◆ Material to process ◆
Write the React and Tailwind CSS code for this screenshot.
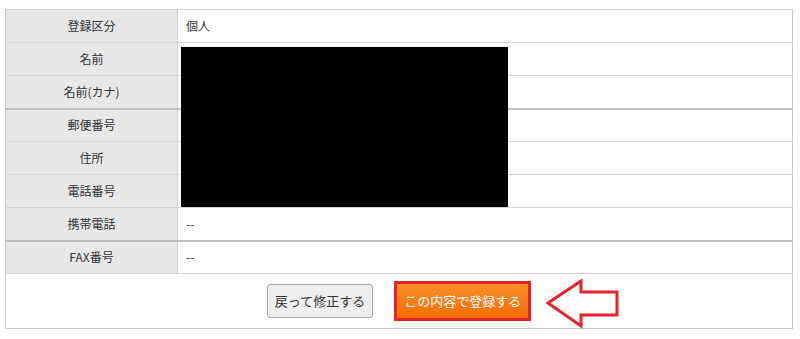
const rows = [
  { label: "登録区分", value: "個人" },
  { label: "名前", value: "" },
  { label: "名前(カナ)", value: "" },
  { label: "郵便番号", value: "", thick: true },
  { label: "住所", value: "" },
  { label: "電話番号", value: "" },
  { label: "携帯電話", value: "--" },
  { label: "FAX番号", value: "--", thick: true },
];

function Arrow() {
  return (
    <svg width="76" height="50" viewBox="0 0 76 50" className="block">
      <path
        d="M3 24 L36 2 L36 13 L72 13 L72 36 L36 36 L36 47 Z"
        fill="#fff"
        stroke="#e8202a"
        strokeWidth="3"
        strokeLinejoin="miter"
      />
    </svg>
  );
}

export default function App() {
  return (
    <div
      className="h-[339px] w-[800px] bg-white pl-[5px] pt-[9px]"
      style={{ fontFamily: '"Noto Sans CJK JP", "Noto Sans", sans-serif' }}
    >
      <div className="relative w-[788px]">
        <table className="w-full border-collapse border border-[#c8c8c8] text-[12px] text-[#333]">
          <tbody>
            {rows.map((r) => (
              <tr
                key={r.label}
                className={
                  r.thick
                    ? "h-[33px] border-t-2 border-[#c0c0c0]"
                    : "h-[33px] border-t border-[#d4d4d4]"
                }
              >
                <th className="w-[172px] border-r border-[#d0d0d0] bg-[#e8e8e8] p-0 text-center font-normal">
                  {r.label}
                </th>
                <td className="px-[8px] py-0">{r.value}</td>
              </tr>
            ))}
            <tr className="h-[55px] border-t border-[#d4d4d4]">
              <td colSpan={2} className="p-0">
                <div className="relative flex items-center justify-center">
                  <button className="h-[34px] rounded-[3px] border border-[#aaa] bg-[#efefef] px-[7px] text-[13px] text-[#333]">
                    戻って修正する
                  </button>
                  <div className="ml-[21px] border-[3px] border-[#e8202a]">
                    <button className="h-[34px] bg-gradient-to-b from-[#fb8d28] to-[#f26c00] px-[7px] text-[13px] text-white">
                      この内容で登録する
                    </button>
                  </div>
                  <div className="absolute left-[539px] top-[-2px]">
                    <Arrow />
                  </div>
                </div>
              </td>
            </tr>
          </tbody>
        </table>
        {/* redaction block */}
        <div className="absolute left-[176px] top-[38px] h-[160px] w-[327px] bg-black" />
      </div>
    </div>
  );
}
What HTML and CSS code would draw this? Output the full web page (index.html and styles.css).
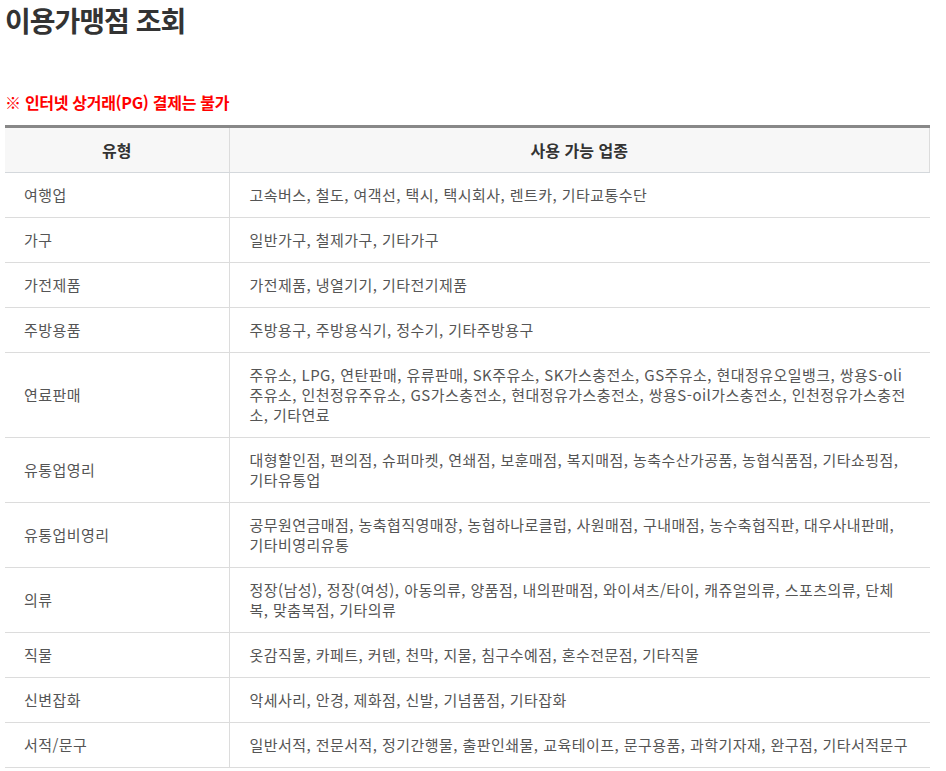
FILE: index.html
```html
<!DOCTYPE html>
<html lang="ko">
<head>
<meta charset="utf-8">
<title>이용가맹점 조회</title>
<link rel="stylesheet" href="styles.css">
</head>
<body>
<div class="page">
  <h1 class="title">이용가맹점 조회</h1>
  <p class="notice">※ 인터넷 상거래(PG) 결제는 불가</p>
  <table class="merchant">
    <colgroup><col class="c1"><col class="c2"></colgroup>
    <thead>
      <tr><th>유형</th><th>사용 가능 업종</th></tr>
    </thead>
    <tbody>
      <tr><td>여행업</td><td>고속버스, 철도, 여객선, 택시, 택시회사, 렌트카, 기타교통수단</td></tr>
      <tr><td>가구</td><td>일반가구, 철제가구, 기타가구</td></tr>
      <tr><td>가전제품</td><td>가전제품, 냉열기기, 기타전기제품</td></tr>
      <tr><td>주방용품</td><td>주방용구, 주방용식기, 정수기, 기타주방용구</td></tr>
      <tr><td>연료판매</td><td>주유소, LPG, 연탄판매, 유류판매, SK주유소, SK가스충전소, GS주유소, 현대정유오일뱅크, 쌍용S-oli 주유소, 인천정유주유소, GS가스충전소, 현대정유가스충전소, 쌍용S-oil가스충전소, 인천정유가스충전소, 기타연료</td></tr>
      <tr><td>유통업영리</td><td>대형할인점, 편의점, 슈퍼마켓, 연쇄점, 보훈매점, 복지매점, 농축수산가공품, 농협식품점, 기타쇼핑점, 기타유통업</td></tr>
      <tr><td>유통업비영리</td><td>공무원연금매점, 농축협직영매장, 농협하나로클럽, 사원매점, 구내매점, 농수축협직판, 대우사내판매, 기타비영리유통</td></tr>
      <tr><td>의류</td><td>정장(남성), 정장(여성), 아동의류, 양품점, 내의판매점, 와이셔츠/타이, 캐쥬얼의류, 스포츠의류, 단체복, 맞춤복점, 기타의류</td></tr>
      <tr><td>직물</td><td>옷감직물, 카페트, 커텐, 천막, 지물, 침구수예점, 혼수전문점, 기타직물</td></tr>
      <tr><td>신변잡화</td><td>악세사리, 안경, 제화점, 신발, 기념품점, 기타잡화</td></tr>
      <tr><td>서적/문구</td><td>일반서적, 전문서적, 정기간행물, 출판인쇄물, 교육테이프, 문구용품, 과학기자재, 완구점, 기타서적문구</td></tr>
    </tbody>
  </table>
</div>
</body>
</html>
```

FILE: styles.css
```css
html, body {
  margin: 0;
  padding: 0;
  background: #fff;
}
body {
  font-family: "Noto Sans CJK KR", "Noto Sans", sans-serif;
  color: #555;
}
.page {
  padding: 0 16px 0 5px;
}
.title {
  margin: 0;
  padding-top: 1px;
  font-size: 28px;
  line-height: 38px;
  font-weight: 700;
  color: #333;
  letter-spacing: -1px;
}
.notice {
  margin: 51px 0 0;
  font-size: 16px;
  line-height: 24px;
  font-weight: 700;
  color: #f00;
  letter-spacing: -0.3px;
}
.merchant {
  margin-top: 11px;
  width: 925px;
  border-collapse: collapse;
  border-top: 3px solid #888;
  table-layout: fixed;
}
.merchant col.c1 { width: 224px; }
.merchant th {
  background: #f7f7f7;
  color: #333;
  font-size: 16px;
  font-weight: 700;
  height: 44px;
  padding: 0;
  text-align: center;
  border-bottom: 1px solid #d4d8dc;
  border-right: 1px solid #dcdcdc;
}
.merchant td {
  font-size: 15px;
  letter-spacing: 0.45px;
  line-height: 20px;
  padding: 12px 20px 12px 20px;
  border-bottom: 1px solid #dcdcdc;
  vertical-align: middle;
  text-align: left;
}
.merchant td:first-child {
  padding-left: 19px;
  border-right: 1px solid #dcdcdc;
}
```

◆ Problem description ◆
Reproduce the whole listing above word for word, but not its pictures.

◆ Solution to the exercise ◆
Write the React and Tailwind CSS code for this screenshot.
const rows = [
  { label: "登録区分", value: "個人" },
  { label: "名前", value: "" },
  { label: "名前(カナ)", value: "" },
  { label: "郵便番号", value: "", thick: true },
  { label: "住所", value: "" },
  { label: "電話番号", value: "" },
  { label: "携帯電話", value: "--" },
  { label: "FAX番号", value: "--", thick: true },
];

function Arrow() {
  return (
    <svg width="76" height="50" viewBox="0 0 76 50" className="block">
      <path
        d="M3 24 L36 2 L36 13 L72 13 L72 36 L36 36 L36 47 Z"
        fill="#fff"
        stroke="#e8202a"
        strokeWidth="3"
        strokeLinejoin="miter"
      />
    </svg>
  );
}

export default function App() {
  return (
    <div
      className="h-[339px] w-[800px] bg-white pl-[5px] pt-[9px]"
      style={{ fontFamily: '"Noto Sans CJK JP", "Noto Sans", sans-serif' }}
    >
      <div className="relative w-[788px]">
        <table className="w-full border-collapse border border-[#c8c8c8] text-[12px] text-[#333]">
          <tbody>
            {rows.map((r) => (
              <tr
                key={r.label}
                className={
                  r.thick
                    ? "h-[33px] border-t-2 border-[#c0c0c0]"
                    : "h-[33px] border-t border-[#d4d4d4]"
                }
              >
                <th className="w-[172px] border-r border-[#d0d0d0] bg-[#e8e8e8] p-0 text-center font-normal">
                  {r.label}
                </th>
                <td className="px-[8px] py-0">{r.value}</td>
              </tr>
            ))}
            <tr className="h-[55px] border-t border-[#d4d4d4]">
              <td colSpan={2} className="p-0">
                <div className="relative flex items-center justify-center">
                  <button className="h-[34px] rounded-[3px] border border-[#aaa] bg-[#efefef] px-[7px] text-[13px] text-[#333]">
                    戻って修正する
                  </button>
                  <div className="ml-[21px] border-[3px] border-[#e8202a]">
                    <button className="h-[34px] bg-gradient-to-b from-[#fb8d28] to-[#f26c00] px-[7px] text-[13px] text-white">
                      この内容で登録する
                    </button>
                  </div>
                  <div className="absolute left-[539px] top-[-2px]">
                    <Arrow />
                  </div>
                </div>
              </td>
            </tr>
          </tbody>
        </table>
        {/* redaction block */}
        <div className="absolute left-[176px] top-[38px] h-[160px] w-[327px] bg-black" />
      </div>
    </div>
  );
}
What HTML and CSS code would draw this? Output the full web page (index.html and styles.css).
FILE: index.html
```html
<!DOCTYPE html>
<html lang="ko">
<head>
<meta charset="utf-8">
<title>이용가맹점 조회</title>
<link rel="stylesheet" href="styles.css">
</head>
<body>
<div class="page">
  <h1 class="title">이용가맹점 조회</h1>
  <p class="notice">※ 인터넷 상거래(PG) 결제는 불가</p>
  <table class="merchant">
    <colgroup><col class="c1"><col class="c2"></colgroup>
    <thead>
      <tr><th>유형</th><th>사용 가능 업종</th></tr>
    </thead>
    <tbody>
      <tr><td>여행업</td><td>고속버스, 철도, 여객선, 택시, 택시회사, 렌트카, 기타교통수단</td></tr>
      <tr><td>가구</td><td>일반가구, 철제가구, 기타가구</td></tr>
      <tr><td>가전제품</td><td>가전제품, 냉열기기, 기타전기제품</td></tr>
      <tr><td>주방용품</td><td>주방용구, 주방용식기, 정수기, 기타주방용구</td></tr>
      <tr><td>연료판매</td><td>주유소, LPG, 연탄판매, 유류판매, SK주유소, SK가스충전소, GS주유소, 현대정유오일뱅크, 쌍용S-oli 주유소, 인천정유주유소, GS가스충전소, 현대정유가스충전소, 쌍용S-oil가스충전소, 인천정유가스충전소, 기타연료</td></tr>
      <tr><td>유통업영리</td><td>대형할인점, 편의점, 슈퍼마켓, 연쇄점, 보훈매점, 복지매점, 농축수산가공품, 농협식품점, 기타쇼핑점, 기타유통업</td></tr>
      <tr><td>유통업비영리</td><td>공무원연금매점, 농축협직영매장, 농협하나로클럽, 사원매점, 구내매점, 농수축협직판, 대우사내판매, 기타비영리유통</td></tr>
      <tr><td>의류</td><td>정장(남성), 정장(여성), 아동의류, 양품점, 내의판매점, 와이셔츠/타이, 캐쥬얼의류, 스포츠의류, 단체복, 맞춤복점, 기타의류</td></tr>
      <tr><td>직물</td><td>옷감직물, 카페트, 커텐, 천막, 지물, 침구수예점, 혼수전문점, 기타직물</td></tr>
      <tr><td>신변잡화</td><td>악세사리, 안경, 제화점, 신발, 기념품점, 기타잡화</td></tr>
      <tr><td>서적/문구</td><td>일반서적, 전문서적, 정기간행물, 출판인쇄물, 교육테이프, 문구용품, 과학기자재, 완구점, 기타서적문구</td></tr>
    </tbody>
  </table>
</div>
</body>
</html>
```

FILE: styles.css
```css
html, body {
  margin: 0;
  padding: 0;
  background: #fff;
}
body {
  font-family: "Noto Sans CJK KR", "Noto Sans", sans-serif;
  color: #555;
}
.page {
  padding: 0 16px 0 5px;
}
.title {
  margin: 0;
  padding-top: 1px;
  font-size: 28px;
  line-height: 38px;
  font-weight: 700;
  color: #333;
  letter-spacing: -1px;
}
.notice {
  margin: 51px 0 0;
  font-size: 16px;
  line-height: 24px;
  font-weight: 700;
  color: #f00;
  letter-spacing: -0.3px;
}
.merchant {
  margin-top: 11px;
  width: 925px;
  border-collapse: collapse;
  border-top: 3px solid #888;
  table-layout: fixed;
}
.merchant col.c1 { width: 224px; }
.merchant th {
  background: #f7f7f7;
  color: #333;
  font-size: 16px;
  font-weight: 700;
  height: 44px;
  padding: 0;
  text-align: center;
  border-bottom: 1px solid #d4d8dc;
  border-right: 1px solid #dcdcdc;
}
.merchant td {
  font-size: 15px;
  letter-spacing: 0.45px;
  line-height: 20px;
  padding: 12px 20px 12px 20px;
  border-bottom: 1px solid #dcdcdc;
  vertical-align: middle;
  text-align: left;
}
.merchant td:first-child {
  padding-left: 19px;
  border-right: 1px solid #dcdcdc;
}
```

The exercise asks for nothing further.